I have gradually changed him over the past 18 months but it's hard work and left to his own devices he reverts to old ways.

I'm not sure what the solution is except tell him how it makes you feel rather than concentrating on the mess. I.e if you have to clear up after him you feel like his mum/the maid not an equal partner whose time is valuable.

Zaphodsotherhead Wed 08-Nov-17 12:51:23

Is his messiness over the whole house, OP? Or is it mostly confined to small areas that are 'his'? Because sometimes you just have to let it go. I'm not particularly tidy, but I keep my house reasonable, and sometimes apologise for mess that visitors genuinely haven't noticed (no, they aren't just being polite,, my 'mess' is just their 'things put down'). So are you seeing 'mess' that you are sensitive to because of your upbringing but others might only see as 'stuff'?
And if it's fairly confined, then life is too short to stress over small things. Only get worked up if it's absolutely EVERYWHERE.

Zaphodsotherhead Wed 08-Nov-17 12:52:41

I have to add to my post that my mother was obsessive over 'tidiness' and things being put away and it was very stressful to live with. I have evolved my attitude as a result of never being allowed to put anything down anywhere other than in a cupboard, and some fairly batshit ideas about when tidy was tidy enough!

sunnyrainyday Wed 08-Nov-17 13:01:09

I feel your pain Op. my daughter lives in a reasonably clean but untidy, very untidy and disorganised home.

My daughter is raising two great kids and is a respected nurse. However, being a busy working mum has nothing to do with her habits. She's always been like it. Both me and my other daughter have been over and tried to get her organised by she reverts. I'm not house proud but like reasonable order. My other daughter has OCD and order and tidiness and control are a necessity for a level of peace for her. She really struggles with her sister. Suffice to say as I have two children at opposite ends of the tidiness spectrum, they blame me smile

I've no words of wisdom for you and I don't have to live with my daughter but given what you've said about your background, I can see your struggle.

Nazdarovye Wed 08-Nov-17 13:15:49

I think you are either inherently messy or tidy. You've always been a tidy neat person but you grew up with a messy slob family and the neatfreak in you was bothered by it.
Your husband is an inherent slob who is messy by nature and will only change his ways if someone keeps nagging him to tidy up. So the bad news is that he will always drive you up the wall. If these people live alone there place is typically a tip, they never throw any shit away and don't clean properly. I know people like this and whenever I am at their place I feel an irresistible urge to do a massive clearance and deep clean. But hey, if they choose to live like slobs it is their problem. Some of them cannot find a partner because of their messy habitat but they don't realise this.

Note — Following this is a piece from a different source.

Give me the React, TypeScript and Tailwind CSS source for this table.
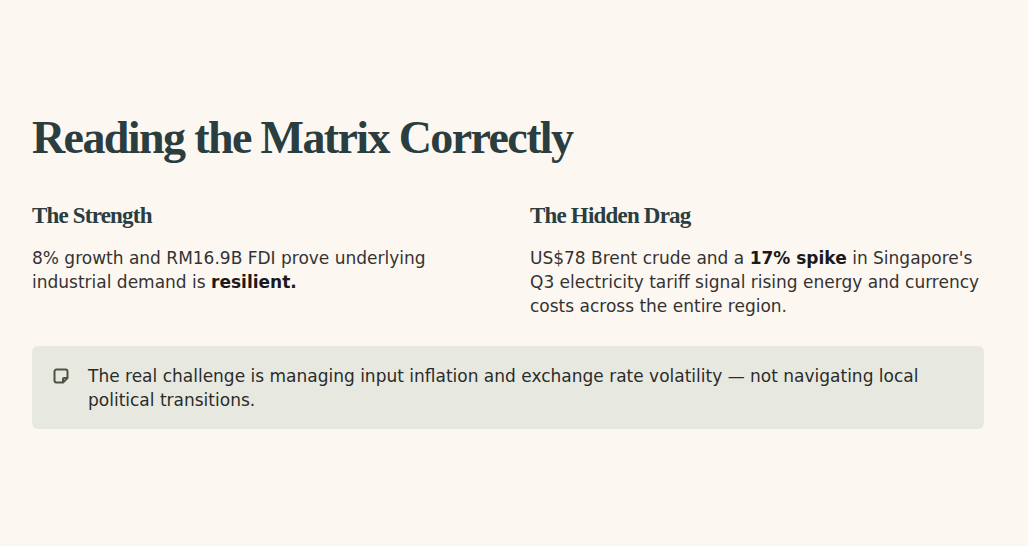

biccytinage Wed 08-Nov-17 14:14:16

Zaphod: I think both you, I and everyone else would class mounds of screwed up receipts, bits of chewing gum, random tools, empty glasses and mugs as actual "mess" and not me being too sensitive. I would even class it as a dirty mess in my book.

biccytinage Wed 08-Nov-17 14:16:04

I don't know Naz, if I had always been a "neat freak" which I'm pretty sure I'm not by most standards, surely I would still have kept my bedroom neat and tidy?
My bedroom was as bad as the rest of the house until I made it nice and gained a bit of pride.

woolythoughts Wed 08-Nov-17 14:23:08

I don’t know.

I am the messy one. My husband is borderline OCD. It causes the main arguments in our relationship and I don’t have a solution.

I genuinely don’t see mess at his level of messiness. If I were on my own I would clean and tidy myself but it would get a lot messier before I did. Note I do mean messiness rather than dirtiness.

I do know one thing. Be careful how much you push. When we first got together I was very messy. And I’ve made a large effort to improve. Almost everyone will say I’m a world different than I was. But in his eyes, I’m still too messy. Because I’m not at his standard, it doesn’t matter how much I make the effort it’s not good enough. I think he’s forgotten how messy I was when we got together.

And then other surf just pisses me off. I knit. If I’m going to bed tonight and know there is almost certainty I’ll be knitting tomorrow, I don’t see the point in clearing all the knitting stuff away and putting it back in the cupboard overnight just to get it out again. I will put it away on a Sunday night if I know I’m going away on business for a few days. But he gets grumpy if everything doesn’t get put back in the cupboard as soon as I’ve finished.

I’ve just accepted well always argue over it.

biccytinage Thu 09-Nov-17 15:07:27

Wooly: I'll bet if you weren't messy, the knitting left out wouldn't bother him as much. I find I am more bothered about a mess that DH makes that wouldn't usually bother me in general, mainly because of the fear that it will just be left like that and never cleared up. Interesting.

Mwnci123 Thu 09-Nov-17 21:50:37

Both my husband and I are very messy (both had reputations for it before getting together). Over the years we've been together we've gotten better at running an ok house together, with the most significant improvement since having a child. Mess can be stressful and miserable, I agree. Having said that, I take exception to some of the moralising tones on this thread ('slob', 'lazy', 'filthy') and suspect that some of the tidy spouses here are bringing more significant challenges to harmonious partnership than mess. I think Dan Savage's idea of the 'price of admission' is salient here.